■ Aim
Return every line below in which "this" appears.

■ Data shown
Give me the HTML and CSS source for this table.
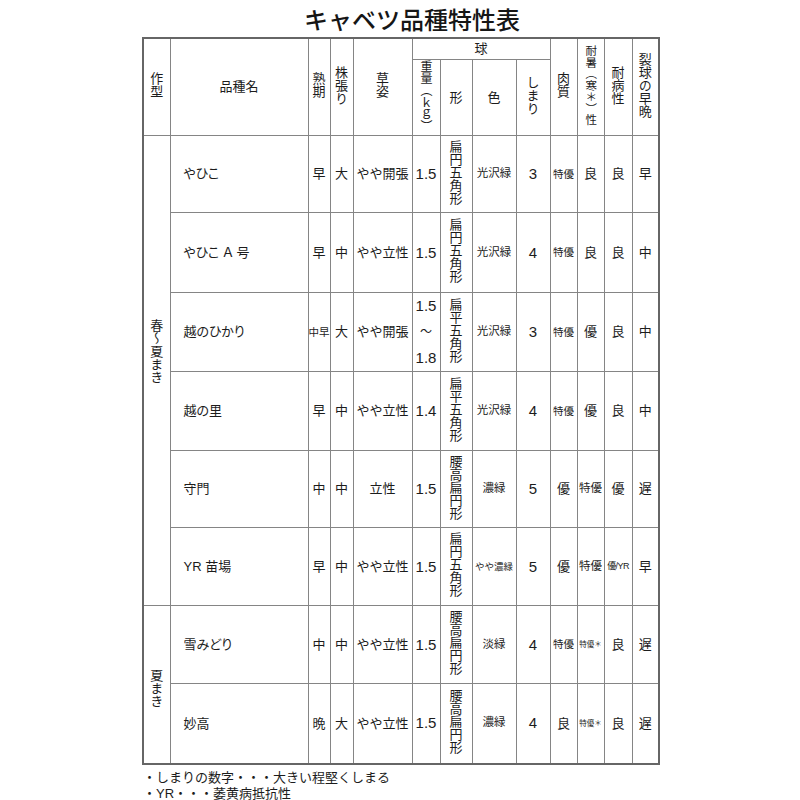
FILE: index.html
```html
<!DOCTYPE html>
<html lang="ja">
<head>
<meta charset="utf-8">
<title>キャベツ品種特性表</title>
<link rel="stylesheet" href="styles.css">
</head>
<body>
<div class="page">
  <h1 class="title">キャベツ品種特性表</h1>
  <table class="spec">
    <colgroup>
      <col class="c-type"><col class="c-name"><col class="c-jk"><col class="c-kb"><col class="c-ss">
      <col class="c-wt"><col class="c-fm"><col class="c-cl"><col class="c-sm">
      <col class="c-nk"><col class="c-ts"><col class="c-tb"><col class="c-rk">
    </colgroup>
    <thead>
      <tr class="h1">
        <th rowspan="2"><span class="v">作型</span></th>
        <th rowspan="2">品種名</th>
        <th rowspan="2"><span class="v">熟期</span></th>
        <th rowspan="2"><span class="v">株張り</span></th>
        <th rowspan="2"><span class="v">草姿</span></th>
        <th colspan="4">球</th>
        <th rowspan="2"><span class="v">肉質</span></th>
        <th rowspan="2"><span class="v vs">耐暑（寒＊）性</span></th>
        <th rowspan="2"><span class="v">耐病性</span></th>
        <th rowspan="2"><span class="v">裂球の早晩</span></th>
      </tr>
      <tr class="h2">
        <th><span class="v vw">重量（ｋｇ）</span></th>
        <th>形</th>
        <th>色</th>
        <th><span class="v">しまり</span></th>
      </tr>
    </thead>
    <tbody>
      <tr class="r77">
        <td rowspan="6" class="type type-spring"><span class="v">春～夏まき</span></td>
        <td class="name">やひこ</td>
        <td>早</td><td>大</td><td>やや開張</td><td class="num">1.5</td>
        <td><span class="v vf">扁円五角形</span></td>
        <td class="s11">光沢緑</td><td class="num2">3</td><td class="s10">特優</td><td>良</td><td>良</td><td>早</td>
      </tr>
      <tr class="r80">
        <td class="name">やひこ Ａ 号</td>
        <td>早</td><td>中</td><td>やや立性</td><td class="num">1.5</td>
        <td><span class="v vf">扁円五角形</span></td>
        <td class="s11">光沢緑</td><td class="num2">4</td><td class="s10">特優</td><td>良</td><td>良</td><td>中</td>
      </tr>
      <tr class="r79">
        <td class="name">越のひかり</td>
        <td class="s10">中早</td><td>大</td><td>やや開張</td>
        <td class="num range"><span class="ln">1.5</span><span class="ln tilde">～</span><span class="ln">1.8</span></td>
        <td><span class="v vf">扁平五角形</span></td>
        <td class="s11">光沢緑</td><td class="num2">3</td><td class="s10">特優</td><td>優</td><td>良</td><td>中</td>
      </tr>
      <tr class="r79">
        <td class="name">越の里</td>
        <td>早</td><td>中</td><td>やや立性</td><td class="num">1.4</td>
        <td><span class="v vf">扁平五角形</span></td>
        <td class="s11">光沢緑</td><td class="num2">4</td><td class="s10">特優</td><td>優</td><td>良</td><td>中</td>
      </tr>
      <tr class="r77">
        <td class="name">守門</td>
        <td>中</td><td>中</td><td>立性</td><td class="num">1.5</td>
        <td><span class="v vf">腰高扁円形</span></td>
        <td class="s11">濃緑</td><td class="num2">5</td><td>優</td><td class="s11">特優</td><td>優</td><td>遅</td>
      </tr>
      <tr class="r78">
        <td class="name">YR 苗場</td>
        <td>早</td><td>中</td><td>やや立性</td><td class="num">1.5</td>
        <td><span class="v vf">扁円五角形</span></td>
        <td class="s9">やや濃緑</td><td class="num2">5</td><td>優</td><td class="s11">特優</td><td class="s8">優/YR</td><td>早</td>
      </tr>
      <tr class="r78">
        <td rowspan="2" class="type type-summer"><span class="v">夏まき</span></td>
        <td class="name">雪みどり</td>
        <td>中</td><td>中</td><td>やや立性</td><td class="num">1.5</td>
        <td><span class="v vf">腰高扁円形</span></td>
        <td class="s11">淡緑</td><td class="num2">4</td><td class="s10">特優</td><td class="s7">特優＊</td><td>良</td><td>遅</td>
      </tr>
      <tr class="r80">
        <td class="name">妙高</td>
        <td>晩</td><td>大</td><td>やや立性</td><td class="num">1.5</td>
        <td><span class="v vf">腰高扁円形</span></td>
        <td class="s11">濃緑</td><td class="num2">4</td><td>良</td><td class="s7">特優＊</td><td>良</td><td>遅</td>
      </tr>
    </tbody>
  </table>
  <div class="notes">
    <p class="note">・しまりの数字・・・大きい程堅くしまる</p>
    <p class="note">・YR・・・萎黄病抵抗性</p>
  </div>
</div>
</body>
</html>
```

FILE: styles.css
```css
html, body {
  margin: 0;
  padding: 0;
  background: #ffffff;
}

body {
  font-family: "Liberation Sans", "Noto Sans CJK JP", sans-serif;
  color: #1c1c1c;
}

.page {
  width: 800px;
  height: 800px;
  overflow: hidden;
}

.title {
  margin: 0;
  height: 37px;
  line-height: 37px;
  padding-left: 24px;
  text-align: center;
  font-family: "Noto Sans CJK JP", sans-serif;
  font-size: 24px;
  font-weight: 500;
  color: #161616;
}

.spec {
  border-collapse: collapse;
  table-layout: fixed;
  width: 516px;
  margin: 0 0 0 142px;
  border: 2px solid #666666;
}

.c-type { width: 27px; }
.c-name { width: 138px; }
.c-jk { width: 22px; }
.c-kb { width: 23px; }
.c-ss { width: 59px; }
.c-wt { width: 28px; }
.c-fm { width: 32px; }
.c-cl { width: 44px; }
.c-sm { width: 34px; }
.c-nk { width: 27px; }
.c-ts { width: 27px; }
.c-tb { width: 28px; }
.c-rk { width: 27px; }

.spec th,
.spec td {
  border: 1px solid #858585;
  padding: 0;
  text-align: center;
  vertical-align: middle;
  font-weight: normal;
  font-size: 13px;
  line-height: 1.2;
  white-space: nowrap;
  overflow: hidden;
}

.h1 { height: 21px; }
.h2 { height: 75px; }
.r77 { height: 77px; }
.r78 { height: 78px; }
.r79 { height: 79px; }
.r80 { height: 80px; }

.v {
  display: inline-block;
  writing-mode: vertical-rl;
  line-height: 1;
  font-family: "Noto Sans CJK JP", sans-serif;
}

.vs { font-size: 11.5px; }
.vw { font-size: 12px; }
.vf { font-size: 13px; }

.name {
  text-align: left !important;
  padding-left: 13px !important;
  font-feature-settings: "palt";
}

.type .v { font-size: 13px; }
.type-spring { padding-bottom: 34px !important; }
.type-summer { padding-top: 12px !important; }

.num {
  font-size: 15px !important;
  letter-spacing: 0;
}

.num2 { font-size: 15px !important; }

.range .ln {
  display: block;
  line-height: 26px;
}

.range .tilde {
  font-size: 12px;
}

.s11 { font-size: 11.5px !important; }
.s10 { font-size: 10.5px !important; }
.s9 { font-size: 9.5px !important; }
.s8 { font-size: 9px !important; letter-spacing: -0.6px; }
.s7 { font-size: 7.5px !important; }

.notes {
  margin-top: 5px;
  padding-left: 143px;
}

.note {
  margin: 0;
  font-size: 13px;
  line-height: 16px;
}
```
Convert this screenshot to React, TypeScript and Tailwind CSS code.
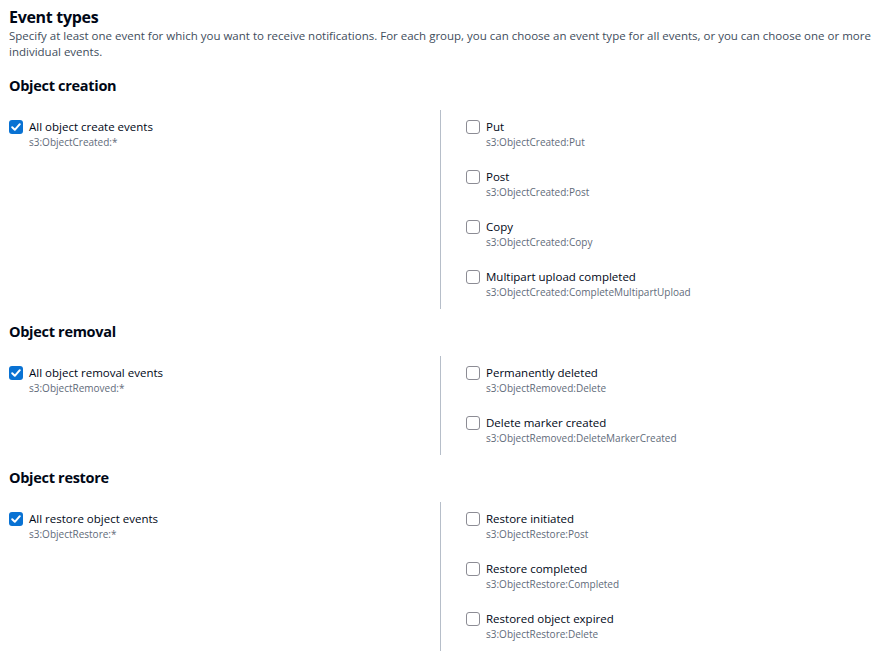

■ Correct output
Give me the HTML and CSS source for this table.
Convert this screenshot to React, TypeScript and Tailwind CSS code.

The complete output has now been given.